##### Data supplied

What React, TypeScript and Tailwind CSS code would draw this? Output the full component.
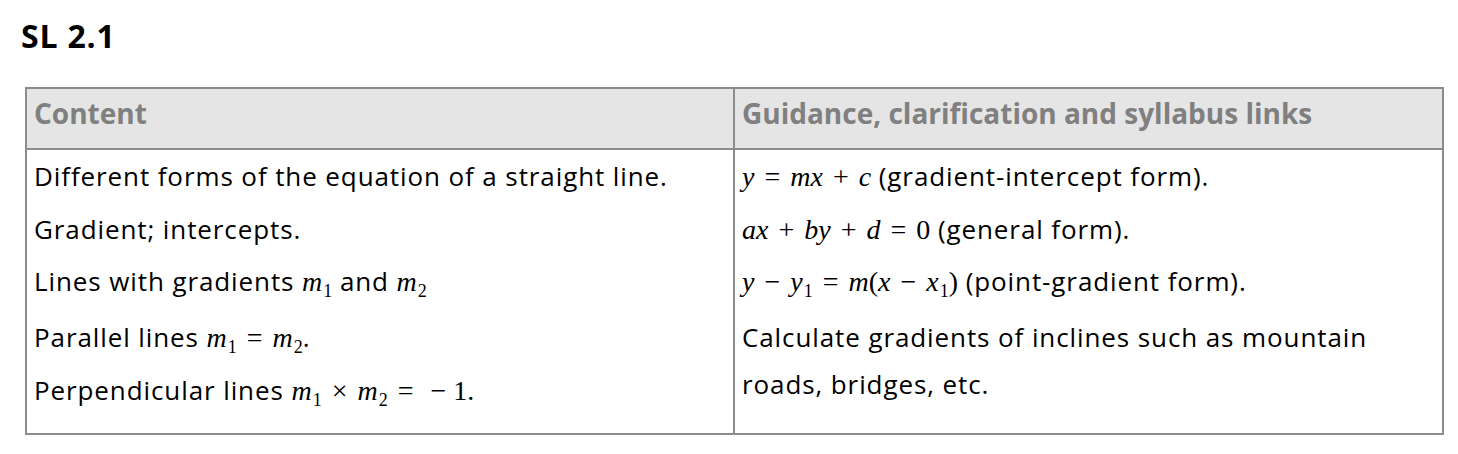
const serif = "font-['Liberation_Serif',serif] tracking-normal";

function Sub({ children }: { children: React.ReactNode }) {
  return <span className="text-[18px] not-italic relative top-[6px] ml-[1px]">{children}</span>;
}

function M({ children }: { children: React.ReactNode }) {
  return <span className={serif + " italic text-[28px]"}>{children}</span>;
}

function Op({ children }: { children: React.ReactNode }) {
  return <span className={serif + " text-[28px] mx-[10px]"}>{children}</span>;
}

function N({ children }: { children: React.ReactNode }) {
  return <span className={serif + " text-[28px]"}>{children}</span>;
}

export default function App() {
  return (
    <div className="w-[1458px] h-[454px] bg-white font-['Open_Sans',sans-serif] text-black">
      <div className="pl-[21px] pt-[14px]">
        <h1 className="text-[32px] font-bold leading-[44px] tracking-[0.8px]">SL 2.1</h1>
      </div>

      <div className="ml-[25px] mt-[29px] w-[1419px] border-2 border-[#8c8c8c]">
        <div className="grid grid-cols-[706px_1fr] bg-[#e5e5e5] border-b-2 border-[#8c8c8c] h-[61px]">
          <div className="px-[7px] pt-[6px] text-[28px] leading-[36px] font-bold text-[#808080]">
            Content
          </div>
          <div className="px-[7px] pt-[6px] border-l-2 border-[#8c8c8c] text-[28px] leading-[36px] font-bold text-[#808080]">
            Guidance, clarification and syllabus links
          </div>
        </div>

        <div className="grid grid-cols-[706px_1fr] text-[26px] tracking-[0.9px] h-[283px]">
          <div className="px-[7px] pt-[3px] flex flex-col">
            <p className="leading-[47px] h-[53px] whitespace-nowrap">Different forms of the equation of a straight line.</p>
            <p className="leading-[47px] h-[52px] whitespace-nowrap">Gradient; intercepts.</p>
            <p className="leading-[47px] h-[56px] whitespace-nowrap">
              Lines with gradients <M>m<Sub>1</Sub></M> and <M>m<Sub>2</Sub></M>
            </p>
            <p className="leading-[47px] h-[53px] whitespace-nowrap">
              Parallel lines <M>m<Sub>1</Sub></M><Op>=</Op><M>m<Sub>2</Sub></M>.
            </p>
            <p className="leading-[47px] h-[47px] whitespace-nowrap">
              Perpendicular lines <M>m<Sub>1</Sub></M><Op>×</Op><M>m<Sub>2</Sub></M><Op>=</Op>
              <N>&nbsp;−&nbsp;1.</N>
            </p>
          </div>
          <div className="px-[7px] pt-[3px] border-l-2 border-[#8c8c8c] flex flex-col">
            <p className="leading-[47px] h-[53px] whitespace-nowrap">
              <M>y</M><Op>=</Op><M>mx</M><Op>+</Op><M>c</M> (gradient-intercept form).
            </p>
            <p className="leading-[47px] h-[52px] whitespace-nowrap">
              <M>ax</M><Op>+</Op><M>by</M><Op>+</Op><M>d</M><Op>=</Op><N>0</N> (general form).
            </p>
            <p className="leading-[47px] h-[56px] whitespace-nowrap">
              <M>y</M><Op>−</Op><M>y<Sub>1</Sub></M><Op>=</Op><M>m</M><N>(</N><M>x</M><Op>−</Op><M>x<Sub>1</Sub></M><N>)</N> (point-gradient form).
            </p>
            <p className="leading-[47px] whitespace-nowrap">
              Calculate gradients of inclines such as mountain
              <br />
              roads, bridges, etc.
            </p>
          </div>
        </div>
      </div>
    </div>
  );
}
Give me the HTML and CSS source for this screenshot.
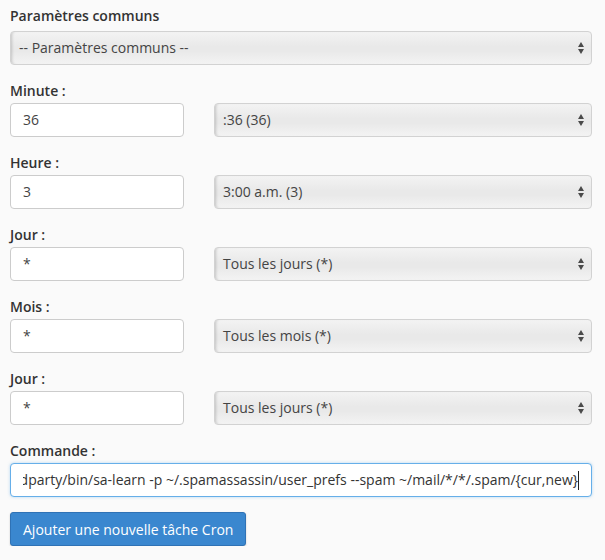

##########

Problem: Without including any pictures, print each record exactly.

Full response:
What React, TypeScript and Tailwind CSS code would draw this? Output the full component.
const serif = "font-['Liberation_Serif',serif] tracking-normal";

function Sub({ children }: { children: React.ReactNode }) {
  return <span className="text-[18px] not-italic relative top-[6px] ml-[1px]">{children}</span>;
}

function M({ children }: { children: React.ReactNode }) {
  return <span className={serif + " italic text-[28px]"}>{children}</span>;
}

function Op({ children }: { children: React.ReactNode }) {
  return <span className={serif + " text-[28px] mx-[10px]"}>{children}</span>;
}

function N({ children }: { children: React.ReactNode }) {
  return <span className={serif + " text-[28px]"}>{children}</span>;
}

export default function App() {
  return (
    <div className="w-[1458px] h-[454px] bg-white font-['Open_Sans',sans-serif] text-black">
      <div className="pl-[21px] pt-[14px]">
        <h1 className="text-[32px] font-bold leading-[44px] tracking-[0.8px]">SL 2.1</h1>
      </div>

      <div className="ml-[25px] mt-[29px] w-[1419px] border-2 border-[#8c8c8c]">
        <div className="grid grid-cols-[706px_1fr] bg-[#e5e5e5] border-b-2 border-[#8c8c8c] h-[61px]">
          <div className="px-[7px] pt-[6px] text-[28px] leading-[36px] font-bold text-[#808080]">
            Content
          </div>
          <div className="px-[7px] pt-[6px] border-l-2 border-[#8c8c8c] text-[28px] leading-[36px] font-bold text-[#808080]">
            Guidance, clarification and syllabus links
          </div>
        </div>

        <div className="grid grid-cols-[706px_1fr] text-[26px] tracking-[0.9px] h-[283px]">
          <div className="px-[7px] pt-[3px] flex flex-col">
            <p className="leading-[47px] h-[53px] whitespace-nowrap">Different forms of the equation of a straight line.</p>
            <p className="leading-[47px] h-[52px] whitespace-nowrap">Gradient; intercepts.</p>
            <p className="leading-[47px] h-[56px] whitespace-nowrap">
              Lines with gradients <M>m<Sub>1</Sub></M> and <M>m<Sub>2</Sub></M>
            </p>
            <p className="leading-[47px] h-[53px] whitespace-nowrap">
              Parallel lines <M>m<Sub>1</Sub></M><Op>=</Op><M>m<Sub>2</Sub></M>.
            </p>
            <p className="leading-[47px] h-[47px] whitespace-nowrap">
              Perpendicular lines <M>m<Sub>1</Sub></M><Op>×</Op><M>m<Sub>2</Sub></M><Op>=</Op>
              <N>&nbsp;−&nbsp;1.</N>
            </p>
          </div>
          <div className="px-[7px] pt-[3px] border-l-2 border-[#8c8c8c] flex flex-col">
            <p className="leading-[47px] h-[53px] whitespace-nowrap">
              <M>y</M><Op>=</Op><M>mx</M><Op>+</Op><M>c</M> (gradient-intercept form).
            </p>
            <p className="leading-[47px] h-[52px] whitespace-nowrap">
              <M>ax</M><Op>+</Op><M>by</M><Op>+</Op><M>d</M><Op>=</Op><N>0</N> (general form).
            </p>
            <p className="leading-[47px] h-[56px] whitespace-nowrap">
              <M>y</M><Op>−</Op><M>y<Sub>1</Sub></M><Op>=</Op><M>m</M><N>(</N><M>x</M><Op>−</Op><M>x<Sub>1</Sub></M><N>)</N> (point-gradient form).
            </p>
            <p className="leading-[47px] whitespace-nowrap">
              Calculate gradients of inclines such as mountain
              <br />
              roads, bridges, etc.
            </p>
          </div>
        </div>
      </div>
    </div>
  );
}
Give me the HTML and CSS source for this screenshot.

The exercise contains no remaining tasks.